K. Kathirasan (left), 29, is Chairman of the Hindu Centre Education Committee. He asserts that the problem is not just with the children.

"The parents themselves are a big obstacle to the training of our youth, " says Kathirasan, "because they themselves do not have a complete knowledge of Hinduism. They attend the rituals but cannot explain them to their own children. Worse than this, some of them discourage their children from coming to Hinduism classes. They think their child could better spend his time on professional studies, so as to get a good job and make a lot of money.

"To understand the mind of today's Hindus in Singapore, we have to understand who they are and how they came to be the way they are and why they are so attached to material prosperity. Our challenge is to perceive and overcome this phenomenon.

Muthukumaran (below), 29, is Publicity Coordinator at the Hindu Centre. He has his sharp eye on a positive future.

"My primary job is to reach out to every teenager and convey our message. That message is: 'Our religion is beautiful.' I am personally going to all the temples in Singapore, and the response has been good so far. The first thing that I want everybody to know is that there is a Hindu Centre. We have a lot to offer. In addition to our regular roster of classes, there are special workshops for children, as well as for women. Actually, we have separate wings in our building for women and children.

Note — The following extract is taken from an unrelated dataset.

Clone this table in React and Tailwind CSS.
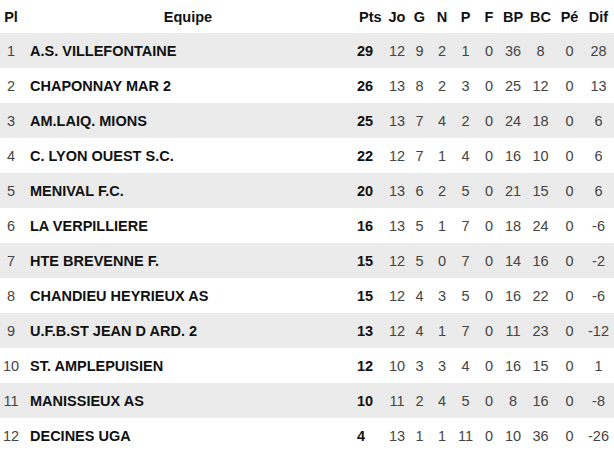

"I recently went to a function presented by a Christian organization called the Charismatic Group. There were around 20,000 people gathered in a huge hall. Eighty percent were young people. The only elderly people there were brought by the youth. What they had was something that was not just religious. It was fun as well. They had a great "pull factor." Because it was fun, the kids could relate. We Hindus need to use a similar formula to attract our youth. We have to create activities that are fun and interesting."